§ **Goal**
Copy out all the lines in the records that include the word "code".

§ **Data extract**
———

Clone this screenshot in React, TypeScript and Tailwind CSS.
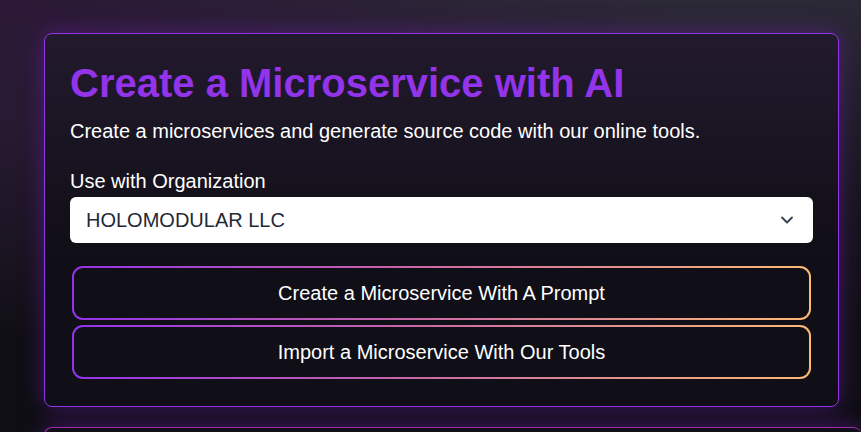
import { ChevronDown } from "lucide-react";

const orgs = ["HOLOMODULAR LLC"];

function GradientButton({ label }: { label: string }) {
  return (
    <div className="mx-[2px] rounded-[11px] bg-[linear-gradient(to_right,#9333ea,#c965a8_45%,#fdba74)] p-[2px]">
      <button className="flex h-[50px] w-full items-center justify-center rounded-[9px] bg-[#100e16] text-[20px] text-white">
        {label}
      </button>
    </div>
  );
}

export default function App() {
  return (
    <div className="h-[432px] w-full overflow-hidden bg-[radial-gradient(ellipse_at_top_left,#2b1836_0%,transparent_55%),linear-gradient(to_bottom,#2c2937_0%,#18151f_45%,#0f0e14_80%)] pl-[44px] pt-[33px] font-['Liberation_Sans',Arial,sans-serif]">
      {/* Main card */}
      <div className="w-[795px] rounded-[8px] border border-[#9333ea] bg-[linear-gradient(to_bottom,#221a2d_0%,#100e16_60%)] px-[25px] pb-[27px] pt-[25px] shadow-[0_0_22px_rgba(107,33,168,0.55)]">
        <h1 className="text-[40px] font-bold leading-[48px] text-[#9333ea]">
          Create a Microservice with AI
        </h1>
        <p className="mt-[10px] text-[20px] leading-[28px] text-white">
          Create a microservices and generate source code with our online tools.
        </p>

        <label className="mt-[22px] block text-[20px] leading-[28px] text-white">
          Use with Organization
        </label>
        <div className="mt-[2px] flex h-[46px] items-center justify-between rounded-[6px] bg-white pl-4 pr-4">
          <span className="text-[20px] text-[#1f2937]">{orgs[0]}</span>
          <ChevronDown size={20} strokeWidth={2.25} className="text-[#374151]" />
        </div>

        <div className="mt-[23px] flex flex-col gap-[5px]">
          <GradientButton label="Create a Microservice With A Prompt" />
          <GradientButton label="Import a Microservice With Our Tools" />
        </div>
      </div>

      {/* Next card, cut off by the window */}
      <div className="mt-[20px] h-[40px] rounded-t-[8px] border-l border-t border-[#a02aae] bg-[#100e16] shadow-[0_0_22px_rgba(107,33,168,0.55)]" />
    </div>
  );
}
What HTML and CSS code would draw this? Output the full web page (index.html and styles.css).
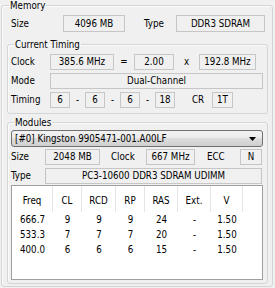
FILE: index.html
```html
<!DOCTYPE html>
<html>
<head>
<meta charset="utf-8">
<link rel="stylesheet" href="styles.css">
</head>
<body>
<fieldset class="group outer">
  <legend class="legend">Memory</legend>
  <div class="row row-top">
    <span class="lbl w52">Size</span>
    <span class="val tall w62">4096 MB</span>
    <span class="lbl w51 pl19">Type</span>
    <span class="val tall w89">DDR3 SDRAM</span>
  </div>

  <fieldset class="group inner timing">
    <legend class="legend">Current Timing</legend>
    <div class="row r-clock">
      <span class="lbl w39">Clock</span>
      <span class="val w64">385.6 MHz</span>
      <span class="sym w20">=</span>
      <span class="val w40">2.00</span>
      <span class="sym w25">x</span>
      <span class="val w57">192.8 MHz</span>
    </div>
    <div class="row r-next">
      <span class="lbl w39">Mode</span>
      <span class="val w213">Dual-Channel</span>
    </div>
    <div class="row r-next">
      <span class="lbl w39">Timing</span>
      <span class="val w20">6</span>
      <span class="sym w15">-</span>
      <span class="val w20">6</span>
      <span class="sym w15">-</span>
      <span class="val w20">6</span>
      <span class="sym w15">-</span>
      <span class="val w20">18</span>
      <span class="lbl w37 pl17">CR</span>
      <span class="val w21">1T</span>
    </div>
  </fieldset>

  <fieldset class="group inner modules">
    <legend class="legend">Modules</legend>
    <div class="combo">
      <span class="combo-text">[#0] Kingston 9905471-001.A00LF</span>
      <svg class="combo-arrow" width="7" height="4" viewBox="0 0 7 4"><polygon points="0,0 7,0 3.5,4" fill="#000"/></svg>
    </div>
    <div class="row r-msize">
      <span class="lbl w34">Size</span>
      <span class="val w55">2048 MB</span>
      <span class="lbl w46 pl11">Clock</span>
      <span class="val w49">667 MHz</span>
      <span class="lbl w45 pl12">ECC</span>
      <span class="val w22">N</span>
    </div>
    <div class="row r-next">
      <span class="lbl w34">Type</span>
      <span class="val w217">PC3-10600 DDR3 SDRAM UDIMM</span>
    </div>
    <div class="list">
      <div class="list-head">
        <span>Freq</span><span>CL</span><span>RCD</span><span>RP</span><span>RAS</span><span>Ext.</span><span>V</span><span class="last"></span>
      </div>
      <div class="list-row">
        <span>666.7</span><span>9</span><span>9</span><span>9</span><span>24</span><span>-</span><span>1.50</span><span></span>
      </div>
      <div class="list-row">
        <span>533.3</span><span>7</span><span>7</span><span>7</span><span>20</span><span>-</span><span>1.50</span><span></span>
      </div>
      <div class="list-row">
        <span>400.0</span><span>6</span><span>6</span><span>6</span><span>15</span><span>-</span><span>1.50</span><span></span>
      </div>
    </div>
  </fieldset>
</fieldset>
</body>
</html>
```

FILE: styles.css
```css
* { box-sizing: border-box; }
html, body { margin: 0; padding: 0; }
body {
  width: 275px;
  height: 288px;
  overflow: hidden;
  background: #f0f0f0;
  color: #000;
  font-family: "DejaVu Sans Condensed", "DejaVu Sans", sans-serif;
  font-size: 9.7px;
}

.group {
  margin: 0;
  padding: 0;
  min-width: 0;
  border: 1px solid #d3d6d9;
  border-radius: 3px;
  box-shadow: inset 1px 1px 0 #fbfbfb;
}
.legend {
  padding: 0 1px;
  margin-left: 7px;
  line-height: 11px;
}
.outer {
  margin-left: 1px;
  width: 272px;
  padding-bottom: 2px;
}
.inner {
  margin-left: 5px;
  width: 261px;
}
.inner .legend { margin-left: 6px; }
.timing { margin-top: 7px; padding-bottom: 5px; }
.modules { margin-top: 3px; padding-bottom: 3px; }

.row {
  display: flex;
  align-items: center;
  margin-left: 3px;
}
.row-top { margin-left: 9px; margin-top: 4px; }
.r-clock { margin-top: 4px; }
.r-next { margin-top: 3px; }
.r-msize { margin-top: 2px; }

.lbl {
  flex: none;
  line-height: 16px;
  white-space: nowrap;
}
.sym {
  flex: none;
  line-height: 16px;
  text-align: center;
}
.val {
  flex: none;
  height: 16px;
  line-height: 14px;
  border: 1px solid #c6c6c6;
  text-align: center;
  white-space: nowrap;
  overflow: hidden;
}
.val.tall { height: 17px; line-height: 15px; }

.w15 { width: 15px; } .w20 { width: 20px; } .w21 { width: 21px; }
.w22 { width: 22px; } .w25 { width: 25px; } .w34 { width: 34px; }
.w37 { width: 37px; } .w39 { width: 39px; } .w40 { width: 40px; }
.w45 { width: 45px; } .w46 { width: 46px; } .w49 { width: 49px; }
.w51 { width: 51px; } .w52 { width: 52px; } .w55 { width: 55px; }
.w57 { width: 57px; } .w62 { width: 62px; } .w64 { width: 64px; }
.w89 { width: 89px; } .w213 { width: 213px; } .w217 { width: 217px; }
.pl11 { padding-left: 11px; } .pl12 { padding-left: 12px; }
.pl17 { padding-left: 17px; } .pl19 { padding-left: 19px; }

.combo {
  margin: 2px 0 0 3px;
  width: 252px;
  height: 17px;
  display: flex;
  align-items: center;
  padding: 0 6px 0 3px;
  border: 1px solid #707070;
  border-radius: 3px;
  background: linear-gradient(#f2f2f2, #ebebeb 50%, #dddddd 50%, #cfcfcf);
  line-height: 15px;
}
.combo-text { flex: 1; white-space: nowrap; }
.combo-arrow { flex: none; display: block; }

.list {
  margin: 1px 0 0 3px;
  width: 252px;
  height: 95px;
  border: 1px solid #a0a0a0;
  background: #fff;
}
.list-head, .list-row {
  display: grid;
  grid-template-columns: 41px 29px 34px 29px 33px 33px 32px 19px;
}
.list-head { height: 26px; }
.list-head span {
  border-right: 1px solid #e5e5e5;
  text-align: center;
  padding-top: 3px;
  line-height: 23px;
}
.list-head span.last { border-right: none; }
.list-row { height: 15px; line-height: 15px; }
.list-row span { text-align: center; white-space: nowrap; }
```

———

§ **The solution**
          Create a microservices and generate source code with our online tools.
What HTML and CSS code would draw this? Output the full web page (index.html and styles.css).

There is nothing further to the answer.